Les applications dans le domaine de la Défense et de la Sécurité intérieure font notamment débat à l’heure où des exosquelettes ou autres dispositifs sont d’ores et déjà en test au sein des armées des grandes puissances militaires. L’agence américaine pour les projets de recherche avancée de défense (DARPA) finance une multitude de projets dans le domaine des interfaces neuronales, et a lancé en janvier 2016 le programme NESD (Neural Engineering System Design) visant à développer une interface neuronale implantable miniaturisée extrêmement performante, pour laquelle des investissements de près de 60 millions de dollars sur les quatre prochaine années sont prévus (1).

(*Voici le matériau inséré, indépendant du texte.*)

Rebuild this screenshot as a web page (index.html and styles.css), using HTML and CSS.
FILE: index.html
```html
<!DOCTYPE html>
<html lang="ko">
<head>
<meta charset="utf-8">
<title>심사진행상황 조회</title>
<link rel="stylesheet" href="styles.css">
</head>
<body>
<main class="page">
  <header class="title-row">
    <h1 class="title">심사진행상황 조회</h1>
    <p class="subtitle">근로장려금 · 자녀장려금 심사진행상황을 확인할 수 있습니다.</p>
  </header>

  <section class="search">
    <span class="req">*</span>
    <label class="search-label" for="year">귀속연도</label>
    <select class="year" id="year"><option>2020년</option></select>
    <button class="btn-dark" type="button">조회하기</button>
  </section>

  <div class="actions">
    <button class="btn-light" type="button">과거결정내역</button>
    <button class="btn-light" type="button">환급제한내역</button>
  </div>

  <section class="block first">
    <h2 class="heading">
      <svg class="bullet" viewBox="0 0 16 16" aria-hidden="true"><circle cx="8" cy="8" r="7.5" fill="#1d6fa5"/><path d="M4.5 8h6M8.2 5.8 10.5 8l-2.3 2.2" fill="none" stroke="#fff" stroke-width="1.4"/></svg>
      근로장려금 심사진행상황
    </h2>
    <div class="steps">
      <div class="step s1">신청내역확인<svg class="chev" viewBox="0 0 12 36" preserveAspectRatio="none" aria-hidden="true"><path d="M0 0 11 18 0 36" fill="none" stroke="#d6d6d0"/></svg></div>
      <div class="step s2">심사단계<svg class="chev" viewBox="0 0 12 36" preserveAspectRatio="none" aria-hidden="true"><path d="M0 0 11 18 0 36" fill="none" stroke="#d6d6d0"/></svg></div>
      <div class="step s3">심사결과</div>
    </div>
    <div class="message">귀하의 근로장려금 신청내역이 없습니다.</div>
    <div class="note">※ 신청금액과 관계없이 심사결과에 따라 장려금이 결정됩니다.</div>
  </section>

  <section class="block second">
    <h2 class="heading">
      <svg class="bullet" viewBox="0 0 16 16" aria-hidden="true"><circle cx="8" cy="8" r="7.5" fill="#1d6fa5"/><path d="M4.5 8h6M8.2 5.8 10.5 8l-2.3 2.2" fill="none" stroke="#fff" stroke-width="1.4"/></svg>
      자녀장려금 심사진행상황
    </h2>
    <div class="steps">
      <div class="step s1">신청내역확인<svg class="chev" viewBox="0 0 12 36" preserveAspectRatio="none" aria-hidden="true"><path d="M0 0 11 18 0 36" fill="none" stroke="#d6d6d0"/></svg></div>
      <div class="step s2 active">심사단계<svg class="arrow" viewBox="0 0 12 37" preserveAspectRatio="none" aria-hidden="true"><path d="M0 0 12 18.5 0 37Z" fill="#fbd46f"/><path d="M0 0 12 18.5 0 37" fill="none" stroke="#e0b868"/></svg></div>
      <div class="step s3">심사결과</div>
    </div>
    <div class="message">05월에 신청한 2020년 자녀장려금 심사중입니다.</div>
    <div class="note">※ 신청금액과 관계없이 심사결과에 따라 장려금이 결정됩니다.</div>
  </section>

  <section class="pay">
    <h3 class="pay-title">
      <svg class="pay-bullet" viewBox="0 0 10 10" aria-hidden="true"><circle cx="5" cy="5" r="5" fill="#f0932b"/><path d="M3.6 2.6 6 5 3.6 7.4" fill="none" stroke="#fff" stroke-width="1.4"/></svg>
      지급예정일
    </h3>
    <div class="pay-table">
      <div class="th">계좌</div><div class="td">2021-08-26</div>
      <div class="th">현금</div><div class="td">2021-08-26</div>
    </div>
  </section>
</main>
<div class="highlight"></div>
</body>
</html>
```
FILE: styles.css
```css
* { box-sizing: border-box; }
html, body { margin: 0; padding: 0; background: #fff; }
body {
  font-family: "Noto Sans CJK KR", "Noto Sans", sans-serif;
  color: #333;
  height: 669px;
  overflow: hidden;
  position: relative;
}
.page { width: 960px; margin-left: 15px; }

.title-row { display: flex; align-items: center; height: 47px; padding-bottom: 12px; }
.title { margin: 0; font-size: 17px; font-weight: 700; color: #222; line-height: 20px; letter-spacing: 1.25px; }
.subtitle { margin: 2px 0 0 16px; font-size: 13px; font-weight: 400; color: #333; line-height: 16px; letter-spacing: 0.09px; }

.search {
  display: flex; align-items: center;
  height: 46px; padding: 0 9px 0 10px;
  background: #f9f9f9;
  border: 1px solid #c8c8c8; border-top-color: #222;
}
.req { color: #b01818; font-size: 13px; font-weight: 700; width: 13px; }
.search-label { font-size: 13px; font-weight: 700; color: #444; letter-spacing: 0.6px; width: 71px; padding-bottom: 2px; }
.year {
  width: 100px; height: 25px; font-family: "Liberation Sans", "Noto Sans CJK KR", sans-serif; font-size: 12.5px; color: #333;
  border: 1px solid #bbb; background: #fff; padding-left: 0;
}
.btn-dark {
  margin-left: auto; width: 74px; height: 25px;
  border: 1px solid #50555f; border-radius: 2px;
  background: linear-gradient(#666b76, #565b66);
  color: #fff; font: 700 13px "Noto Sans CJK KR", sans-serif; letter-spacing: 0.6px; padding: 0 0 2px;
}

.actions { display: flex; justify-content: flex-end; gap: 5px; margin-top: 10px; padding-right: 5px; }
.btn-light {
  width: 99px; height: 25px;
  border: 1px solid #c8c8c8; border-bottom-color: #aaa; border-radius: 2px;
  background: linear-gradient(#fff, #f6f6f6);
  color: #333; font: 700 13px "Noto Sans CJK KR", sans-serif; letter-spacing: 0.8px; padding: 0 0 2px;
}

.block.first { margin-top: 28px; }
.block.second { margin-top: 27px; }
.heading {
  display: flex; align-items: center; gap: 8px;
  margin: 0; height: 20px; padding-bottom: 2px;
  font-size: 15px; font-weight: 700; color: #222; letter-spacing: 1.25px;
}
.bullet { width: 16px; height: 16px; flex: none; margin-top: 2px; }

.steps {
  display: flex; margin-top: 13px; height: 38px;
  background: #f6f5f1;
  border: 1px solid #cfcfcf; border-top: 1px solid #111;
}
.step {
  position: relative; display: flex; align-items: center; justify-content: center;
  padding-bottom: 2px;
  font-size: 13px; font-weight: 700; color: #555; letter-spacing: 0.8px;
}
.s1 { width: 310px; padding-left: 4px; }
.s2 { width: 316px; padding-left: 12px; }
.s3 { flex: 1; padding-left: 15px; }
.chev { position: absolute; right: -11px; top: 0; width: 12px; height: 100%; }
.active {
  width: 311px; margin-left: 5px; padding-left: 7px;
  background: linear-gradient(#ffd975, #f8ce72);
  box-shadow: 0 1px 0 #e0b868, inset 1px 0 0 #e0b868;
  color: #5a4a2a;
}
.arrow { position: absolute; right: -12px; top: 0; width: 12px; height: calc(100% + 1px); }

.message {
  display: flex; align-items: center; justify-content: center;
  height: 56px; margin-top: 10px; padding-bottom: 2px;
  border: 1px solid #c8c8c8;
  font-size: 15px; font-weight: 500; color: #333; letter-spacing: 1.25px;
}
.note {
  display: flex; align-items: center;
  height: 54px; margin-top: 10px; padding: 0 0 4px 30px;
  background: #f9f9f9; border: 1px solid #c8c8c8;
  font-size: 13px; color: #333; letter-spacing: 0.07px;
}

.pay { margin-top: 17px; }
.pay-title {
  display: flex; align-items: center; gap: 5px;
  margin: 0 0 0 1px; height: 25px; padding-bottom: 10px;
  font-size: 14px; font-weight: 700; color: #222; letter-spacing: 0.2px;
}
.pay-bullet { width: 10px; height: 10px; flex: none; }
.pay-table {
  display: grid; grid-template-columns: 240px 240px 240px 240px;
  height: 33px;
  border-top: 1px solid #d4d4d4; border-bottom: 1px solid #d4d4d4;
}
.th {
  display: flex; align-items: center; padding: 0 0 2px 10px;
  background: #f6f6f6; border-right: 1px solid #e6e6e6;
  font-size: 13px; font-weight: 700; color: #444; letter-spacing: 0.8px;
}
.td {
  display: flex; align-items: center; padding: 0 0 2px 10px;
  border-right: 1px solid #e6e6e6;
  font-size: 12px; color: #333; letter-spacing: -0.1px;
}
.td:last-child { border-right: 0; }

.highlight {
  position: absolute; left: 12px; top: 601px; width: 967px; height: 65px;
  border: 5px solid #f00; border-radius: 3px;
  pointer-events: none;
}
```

Le CREOGN (Centre de Recherche de l’Ecole des Officiers de la Gendarmerie Nationale) a publié le 15 octobre 2015 une note sur les enjeux éthiques et juridiques de l’humain augmenté dans les politiques de Défense et de Sécurité intérieure (2). Cette note souligne l’importance d’une réflexion éthique et juridique organisée sur et autour de la primauté des droits et de la dignité de l’homme et la nécessité de définir un cadre concernant les questions touchant à l’amélioration opérationnelle des agents. Elle envisage notamment la création d’un organe consultatif d’éthique concernant les activités régaliennes accomplies par les éléments de la force publique, à l’image du Comité d’éthique du Centre national de la recherche scientifique ou le Conseil consultatif national d’éthique (CCNE). Déjà en 2012, l’IRSEM publiait un rapport issu des travaux d’un groupe de travail sur la Réflexion sociétale sur les interfaces cerveau-machine pour l’homme et implications pour la Défense et qui soulignait la nécessité de poursuivre « la réflexion au sein du ministère de la Défense, au regard des évolutions des réponses sociétales, éthiques et juridiques, afin d’anticiper et d’orienter la prise de décision sur le développement de ces technologies » (3).

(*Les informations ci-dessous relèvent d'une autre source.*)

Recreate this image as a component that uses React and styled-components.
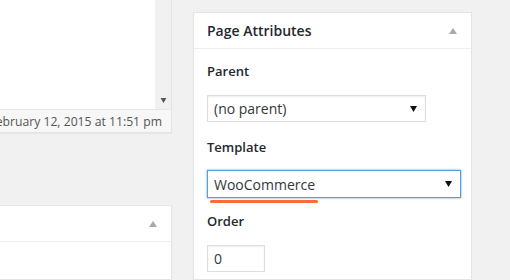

Les interfaces neuronales, invasives ou non, soulèvent également des questions sur le traitement et la sécurité des données à caractère personnel et en particulier de données de santé. L’activité électrique du cerveau d’un utilisateur d’interface neuronale pourrait en effet recevoir cette qualification. Ainsi, la mise en œuvre du traitement serait soumise au consentement de la personne et le responsable de traitement devrait déclarer celui-ci auprès de la Cnil. A défaut, une autorisation préalable par arrêté ou par décret après avis motivé de la Cnil serait nécessaire. Les exigences de sécurité des données imposées par la loi Informatique et libertés seraient applicables en tout état de cause.
D’autres questions se posent en termes de responsabilité, en cas par exemple de dommages causés par le dispositif auquel l’interface est reliée. En cas de défaut de fonctionnement de l’interface neuronale, comment distinguer la responsabilité de l’être humain de celle de la machine ?
Benoit de Roquefeuil
Katharina Berbett
Lexing Contentieux informatique
(1) Darpa, « Bridging the Bio-Electronic Divide« , 19-1-2016.
(2) CREOGN, note n°15.
(3) Irsem, laboratoire n°8-2012, Réflexions sociétales sur l’interface cerveau-machine.